━━━━━ Material

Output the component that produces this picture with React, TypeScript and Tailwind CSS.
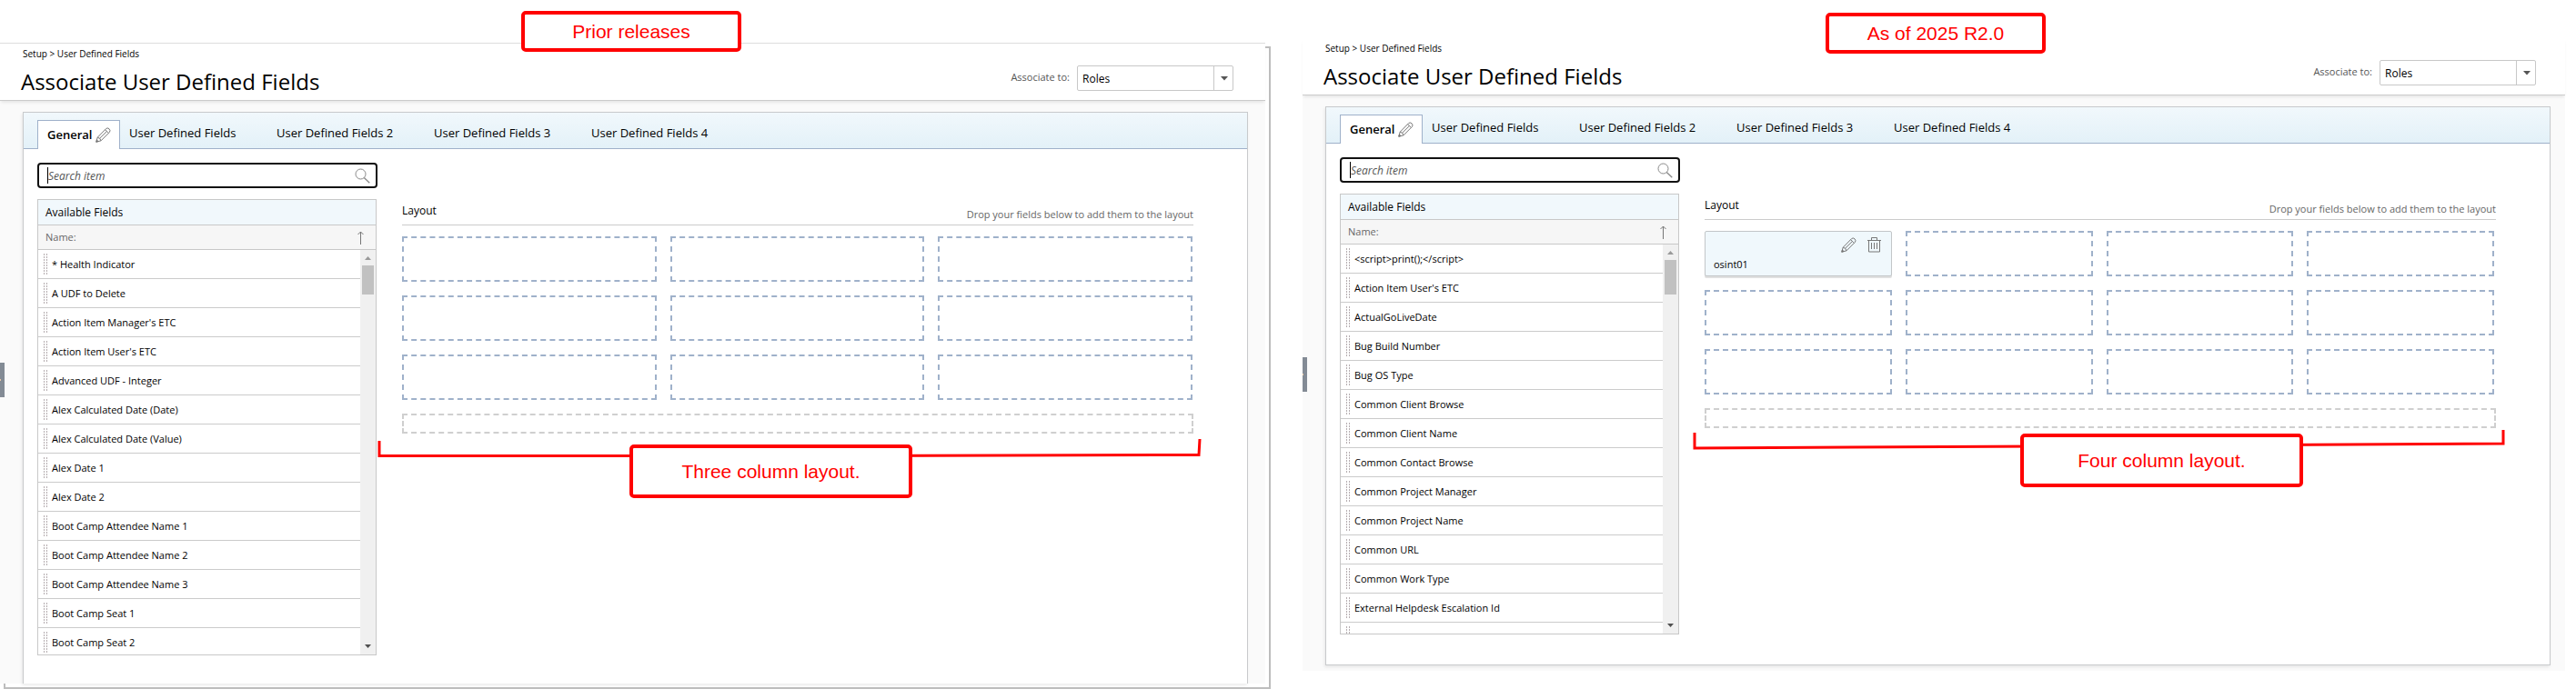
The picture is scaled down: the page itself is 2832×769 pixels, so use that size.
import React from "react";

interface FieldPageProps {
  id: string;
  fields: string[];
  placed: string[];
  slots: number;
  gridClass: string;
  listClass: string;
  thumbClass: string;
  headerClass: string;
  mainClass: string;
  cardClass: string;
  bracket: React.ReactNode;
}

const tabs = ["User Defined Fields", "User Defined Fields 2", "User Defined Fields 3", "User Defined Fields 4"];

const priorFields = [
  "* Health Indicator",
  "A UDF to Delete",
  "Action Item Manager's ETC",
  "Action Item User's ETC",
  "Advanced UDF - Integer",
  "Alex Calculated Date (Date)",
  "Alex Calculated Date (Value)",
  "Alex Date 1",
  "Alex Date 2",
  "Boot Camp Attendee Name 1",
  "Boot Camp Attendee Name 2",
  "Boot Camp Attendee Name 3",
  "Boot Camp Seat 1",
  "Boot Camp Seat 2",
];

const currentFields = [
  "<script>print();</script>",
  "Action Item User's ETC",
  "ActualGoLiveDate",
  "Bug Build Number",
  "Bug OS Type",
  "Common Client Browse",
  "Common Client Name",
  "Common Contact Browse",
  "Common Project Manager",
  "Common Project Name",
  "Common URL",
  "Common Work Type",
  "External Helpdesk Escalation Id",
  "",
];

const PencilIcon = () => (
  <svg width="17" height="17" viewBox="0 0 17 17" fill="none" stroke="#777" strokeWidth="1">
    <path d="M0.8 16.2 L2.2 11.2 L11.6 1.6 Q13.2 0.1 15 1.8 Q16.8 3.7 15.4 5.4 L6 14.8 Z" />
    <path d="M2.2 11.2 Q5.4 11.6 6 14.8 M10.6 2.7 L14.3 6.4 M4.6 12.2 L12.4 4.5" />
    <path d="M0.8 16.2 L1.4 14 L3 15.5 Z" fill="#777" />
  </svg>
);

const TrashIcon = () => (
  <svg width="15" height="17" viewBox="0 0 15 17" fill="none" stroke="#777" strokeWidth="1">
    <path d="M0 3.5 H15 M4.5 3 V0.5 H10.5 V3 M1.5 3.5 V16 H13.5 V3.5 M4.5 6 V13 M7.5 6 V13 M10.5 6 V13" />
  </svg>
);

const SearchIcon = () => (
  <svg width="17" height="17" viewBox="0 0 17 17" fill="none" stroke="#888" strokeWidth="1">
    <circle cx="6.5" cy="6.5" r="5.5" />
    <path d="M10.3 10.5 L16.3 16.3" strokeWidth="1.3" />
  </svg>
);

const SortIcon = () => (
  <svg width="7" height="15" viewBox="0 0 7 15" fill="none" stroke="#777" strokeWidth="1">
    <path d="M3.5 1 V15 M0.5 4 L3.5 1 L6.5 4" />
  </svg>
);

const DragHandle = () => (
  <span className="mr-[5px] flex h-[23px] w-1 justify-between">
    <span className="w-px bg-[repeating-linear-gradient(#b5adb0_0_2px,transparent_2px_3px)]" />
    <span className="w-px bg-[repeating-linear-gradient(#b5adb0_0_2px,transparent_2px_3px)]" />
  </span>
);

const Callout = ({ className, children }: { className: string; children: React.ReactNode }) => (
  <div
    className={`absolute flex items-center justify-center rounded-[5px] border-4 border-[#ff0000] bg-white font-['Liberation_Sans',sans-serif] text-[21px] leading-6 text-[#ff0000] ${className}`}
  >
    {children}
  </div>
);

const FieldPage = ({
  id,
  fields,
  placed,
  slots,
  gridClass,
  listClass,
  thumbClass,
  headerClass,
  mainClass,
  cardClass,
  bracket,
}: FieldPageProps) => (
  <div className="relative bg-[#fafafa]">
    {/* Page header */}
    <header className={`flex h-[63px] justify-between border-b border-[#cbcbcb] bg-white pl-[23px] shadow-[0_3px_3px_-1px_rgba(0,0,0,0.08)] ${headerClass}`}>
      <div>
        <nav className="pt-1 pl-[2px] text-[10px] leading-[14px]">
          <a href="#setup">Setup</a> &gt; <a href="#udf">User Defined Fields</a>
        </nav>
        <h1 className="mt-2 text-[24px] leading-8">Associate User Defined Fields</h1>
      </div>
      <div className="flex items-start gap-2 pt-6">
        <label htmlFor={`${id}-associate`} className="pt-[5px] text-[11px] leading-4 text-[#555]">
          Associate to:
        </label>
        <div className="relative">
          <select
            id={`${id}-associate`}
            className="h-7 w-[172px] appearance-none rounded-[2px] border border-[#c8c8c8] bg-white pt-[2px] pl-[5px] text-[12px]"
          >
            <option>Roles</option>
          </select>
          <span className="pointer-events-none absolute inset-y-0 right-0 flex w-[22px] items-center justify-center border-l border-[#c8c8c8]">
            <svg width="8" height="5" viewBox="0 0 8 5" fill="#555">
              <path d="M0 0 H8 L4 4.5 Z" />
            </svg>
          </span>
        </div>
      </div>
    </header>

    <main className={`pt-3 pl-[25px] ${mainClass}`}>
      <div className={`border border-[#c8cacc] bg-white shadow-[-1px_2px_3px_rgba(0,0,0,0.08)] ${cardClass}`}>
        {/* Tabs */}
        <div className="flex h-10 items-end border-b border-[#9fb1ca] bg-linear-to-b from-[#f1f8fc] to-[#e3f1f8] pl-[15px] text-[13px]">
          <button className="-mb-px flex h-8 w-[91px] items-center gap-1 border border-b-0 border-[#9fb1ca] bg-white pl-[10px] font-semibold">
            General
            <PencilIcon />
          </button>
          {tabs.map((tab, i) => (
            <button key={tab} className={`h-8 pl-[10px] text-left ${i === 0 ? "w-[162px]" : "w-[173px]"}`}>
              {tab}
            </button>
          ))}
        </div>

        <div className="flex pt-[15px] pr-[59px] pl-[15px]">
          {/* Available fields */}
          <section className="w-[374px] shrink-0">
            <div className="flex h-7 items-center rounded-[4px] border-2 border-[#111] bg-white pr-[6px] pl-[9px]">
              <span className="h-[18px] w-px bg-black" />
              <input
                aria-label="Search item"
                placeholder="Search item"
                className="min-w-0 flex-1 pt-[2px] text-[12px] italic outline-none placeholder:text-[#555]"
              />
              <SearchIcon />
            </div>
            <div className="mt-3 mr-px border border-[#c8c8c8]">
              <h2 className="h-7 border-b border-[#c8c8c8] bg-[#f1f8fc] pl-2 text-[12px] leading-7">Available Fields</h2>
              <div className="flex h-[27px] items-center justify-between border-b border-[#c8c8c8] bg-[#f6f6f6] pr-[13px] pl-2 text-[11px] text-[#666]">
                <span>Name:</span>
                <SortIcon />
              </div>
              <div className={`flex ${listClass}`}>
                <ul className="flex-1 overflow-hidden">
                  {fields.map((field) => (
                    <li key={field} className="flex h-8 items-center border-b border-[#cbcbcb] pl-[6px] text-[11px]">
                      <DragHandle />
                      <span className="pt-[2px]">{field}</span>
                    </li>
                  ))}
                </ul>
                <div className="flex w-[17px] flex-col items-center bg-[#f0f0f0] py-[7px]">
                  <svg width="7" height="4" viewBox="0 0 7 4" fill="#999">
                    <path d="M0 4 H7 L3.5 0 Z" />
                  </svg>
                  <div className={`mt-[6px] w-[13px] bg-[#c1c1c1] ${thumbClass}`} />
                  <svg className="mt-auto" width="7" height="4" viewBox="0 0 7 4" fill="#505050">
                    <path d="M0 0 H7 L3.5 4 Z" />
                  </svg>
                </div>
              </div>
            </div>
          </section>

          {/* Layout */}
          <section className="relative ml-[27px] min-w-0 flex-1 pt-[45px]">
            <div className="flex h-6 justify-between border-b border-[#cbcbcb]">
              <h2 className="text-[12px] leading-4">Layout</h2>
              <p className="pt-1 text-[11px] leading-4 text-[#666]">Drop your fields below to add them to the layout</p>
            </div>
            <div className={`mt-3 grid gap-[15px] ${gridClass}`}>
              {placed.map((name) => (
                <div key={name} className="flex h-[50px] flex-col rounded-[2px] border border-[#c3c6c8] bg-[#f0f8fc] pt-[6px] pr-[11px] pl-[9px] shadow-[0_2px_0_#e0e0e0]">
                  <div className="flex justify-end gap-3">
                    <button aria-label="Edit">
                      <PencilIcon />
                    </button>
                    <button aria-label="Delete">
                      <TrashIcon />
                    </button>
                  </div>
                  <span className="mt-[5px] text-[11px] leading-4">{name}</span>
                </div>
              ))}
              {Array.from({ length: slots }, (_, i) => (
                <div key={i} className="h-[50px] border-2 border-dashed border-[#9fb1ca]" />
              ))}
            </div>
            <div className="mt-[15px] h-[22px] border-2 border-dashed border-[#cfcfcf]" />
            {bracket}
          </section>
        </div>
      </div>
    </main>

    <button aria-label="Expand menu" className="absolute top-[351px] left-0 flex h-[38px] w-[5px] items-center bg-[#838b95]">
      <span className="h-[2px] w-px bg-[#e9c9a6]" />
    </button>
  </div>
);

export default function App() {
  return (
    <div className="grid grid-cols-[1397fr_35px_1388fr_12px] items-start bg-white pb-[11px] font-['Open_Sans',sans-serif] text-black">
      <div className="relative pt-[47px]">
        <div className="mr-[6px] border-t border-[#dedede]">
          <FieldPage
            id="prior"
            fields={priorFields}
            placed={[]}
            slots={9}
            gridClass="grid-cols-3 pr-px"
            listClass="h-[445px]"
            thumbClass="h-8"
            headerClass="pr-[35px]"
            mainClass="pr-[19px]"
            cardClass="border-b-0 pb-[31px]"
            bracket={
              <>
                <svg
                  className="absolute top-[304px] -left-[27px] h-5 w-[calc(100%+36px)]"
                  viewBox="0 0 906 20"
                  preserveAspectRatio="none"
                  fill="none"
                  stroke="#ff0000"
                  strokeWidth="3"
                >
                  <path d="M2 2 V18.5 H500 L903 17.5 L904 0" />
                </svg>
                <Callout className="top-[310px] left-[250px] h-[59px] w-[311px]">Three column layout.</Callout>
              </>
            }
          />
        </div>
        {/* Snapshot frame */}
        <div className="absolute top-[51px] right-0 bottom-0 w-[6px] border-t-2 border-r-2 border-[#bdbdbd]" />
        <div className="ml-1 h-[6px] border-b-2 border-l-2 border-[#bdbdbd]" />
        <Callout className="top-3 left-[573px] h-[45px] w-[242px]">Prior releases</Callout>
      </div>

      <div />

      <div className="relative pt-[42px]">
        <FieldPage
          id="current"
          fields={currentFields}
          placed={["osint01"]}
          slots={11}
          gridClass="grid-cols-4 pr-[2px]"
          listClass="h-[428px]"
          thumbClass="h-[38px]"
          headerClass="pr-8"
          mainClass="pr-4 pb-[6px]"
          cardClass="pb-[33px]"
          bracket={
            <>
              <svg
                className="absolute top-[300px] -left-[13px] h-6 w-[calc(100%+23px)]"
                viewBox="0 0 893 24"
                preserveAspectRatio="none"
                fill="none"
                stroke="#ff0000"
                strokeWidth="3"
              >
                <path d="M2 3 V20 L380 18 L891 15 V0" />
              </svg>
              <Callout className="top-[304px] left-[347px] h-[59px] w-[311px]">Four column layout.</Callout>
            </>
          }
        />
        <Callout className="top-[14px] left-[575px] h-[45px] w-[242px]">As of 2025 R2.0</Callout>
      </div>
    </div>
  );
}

━━━━━━━━━━

Aim: Reproduce the material above exactly, first line through the line that contains "import React from", minus the pictures.

Exercise output:
Output the component that produces this picture with React, TypeScript and Tailwind CSS.
The picture is scaled down: the page itself is 2832×769 pixels, so use that size.
import React from "react";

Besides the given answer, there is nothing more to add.